Making Change Stick: A Holistic Approach to Successful Change Initiatives

Making Change Stick: A Holistic Approach to Successful Change Initiatives

As change leaders and practitioners, how many times have you heard: “A Lot of Change … But Nothing Changes!”  The long-standing cliché that “change is the only constant” is never more applicable than in today’s business world of ever-increasing uncertainty, complexity, volatility and ambiguity.   Even when the stakes aren’t so high and the context not so uncertain, change is difficult.  So how can leaders navigate this challenging landscape successfully? 

Organizations have responded to these challenges by restructuring, acquiring other companies, downsizing, outsourcing, hiring staff on a contract basis, using workplace agreements or introducing processes such as Six Sigma, empowerment programs, activity-based costing and other changes to improve the way the organization works.  And yet, many of these changes either do not work or do not last.

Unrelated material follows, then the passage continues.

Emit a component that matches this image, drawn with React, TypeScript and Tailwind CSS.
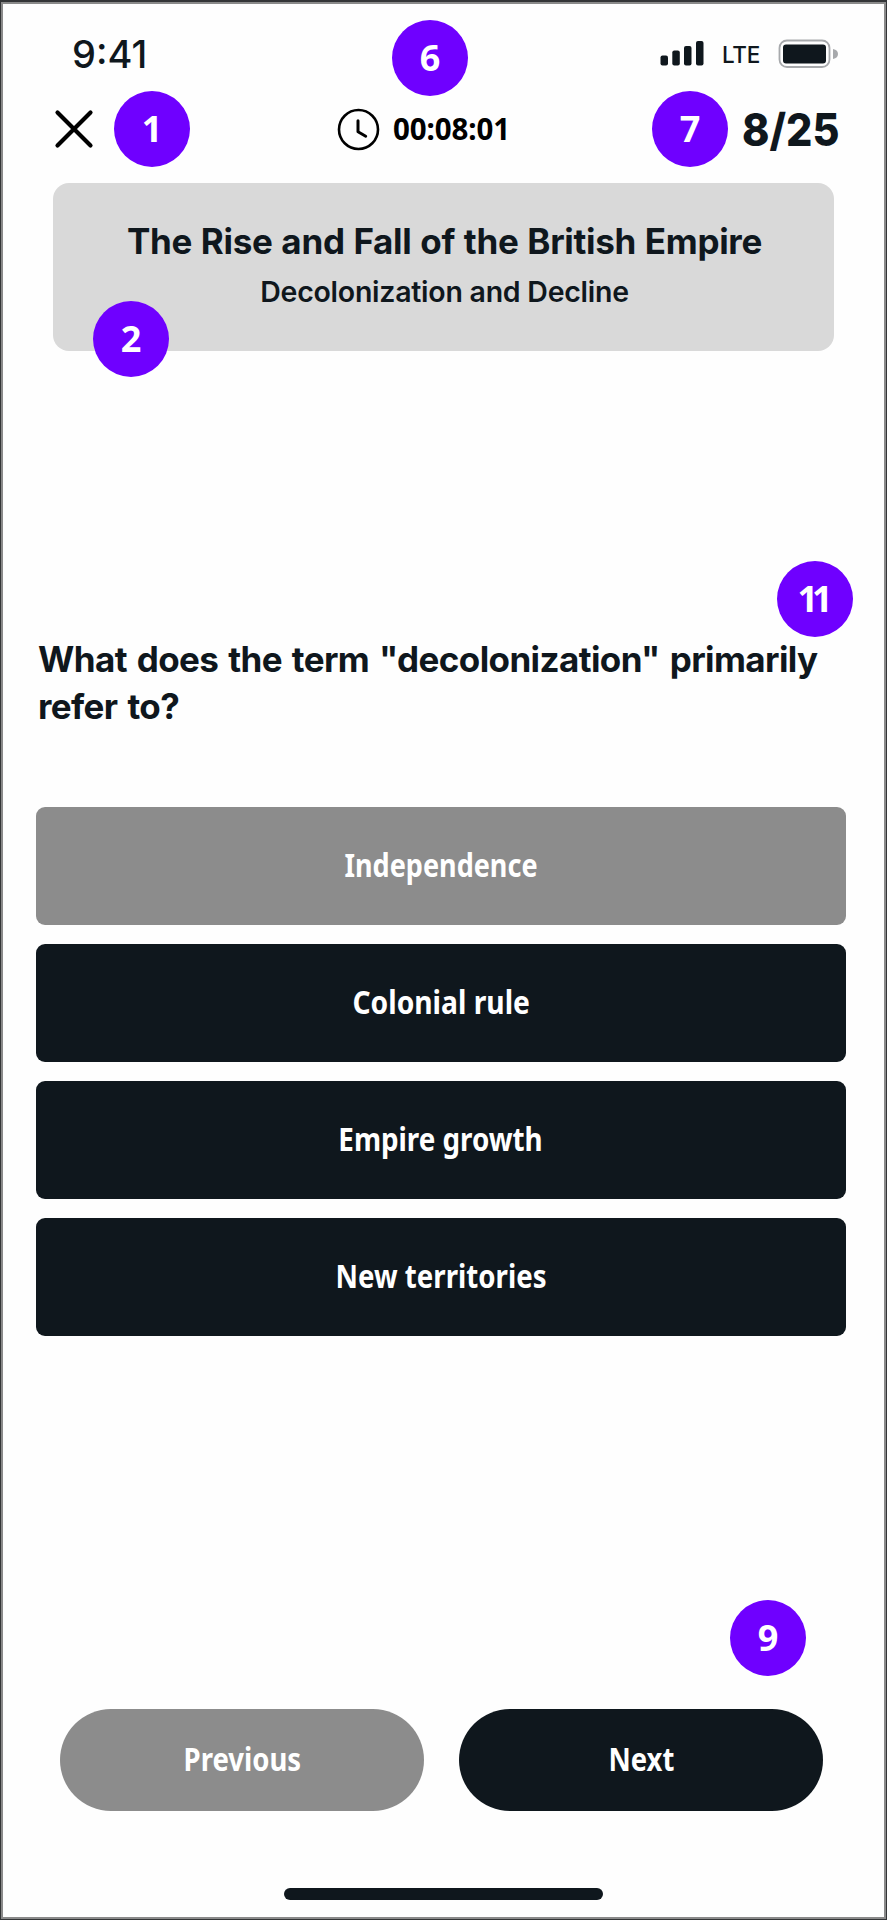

A number of reasons for the failures of change programs have been given: lack of senior management commitment, lack of clarity of vision and specific objectives, introducing too many changes, too many different approaches to the change, lack of employee involvement, poor methods of evaluation or lack of demonstration of results.

An Integral Framework for Successful Change

While there have been many models for change, they tend to focus on one or two disciplines such as a systems approach to change or culture change.  Few if any of the typical approaches are able to include ALL of the main perspectives/dimensions of successful change.   Integral Theory, developed by Ken Wilber, provides a comprehensive methodology that includes all dimensions of change. 

Diagram 1 below shows the four key considerations to bringing about successful/lasting change:

  • ·         Intentional  — The personal subjective experience
  • ·         Cultural — The interpersonal, shared meaning and values
  • ·         Behavioural The observable behaviours and measurable outcomes
  • ·         Systems — The organization’s structural, technical and support systems and their interconnection. 

Diagram 1: Integral Four Quadrants of Change

One of the basic tenets of the Integral Framework is that ALL quadrants (perspectives) must be considered and attended to for sustainable change to occur.  For any change to stick, each of the four quadrants must shift. 

For example, if an organization restructures (makes Systems change – Lower Right Quadrant) but individuals do not personally change their attitudes or believe in the change (i.e., no shift in Upper Left Quadrant) and the culture remains the same (no shift in Lower Left Quadrant), the change will be only a diagram on a piece of paper.  If managers attend a skills enhancement program (i.e., the Upper Right Quadrant) but the performance appraisal system (i.e., Lower Right Quadrant) is not re-calibrated and nothing is done to cultivate a culture that encourages peak performance (Lower Left Quadrant), then the money spent on the program has gone to waste.

 All quadrants must be considered if a change is to succeed.  In fact, many times change efforts using the latest methods and processes fail or fall short of expectations NOT because the approaches themselves are not useful or valid but because they are partial.  That is, they address one or two of these quadrants or perspectives of change at the expense or exclusion of the other key considerations for success.  

Using the Integral Framework, Change Leaders and Practitioners are able to situate the various change theories and approaches and determine the most comprehensive solutions for sustainable change to occur.  At a time when organizations are trying to implement so much change, the Integral perspective provides both the compass and map to ensure that individuals, teams and organizations get to where the change is supposed to take them.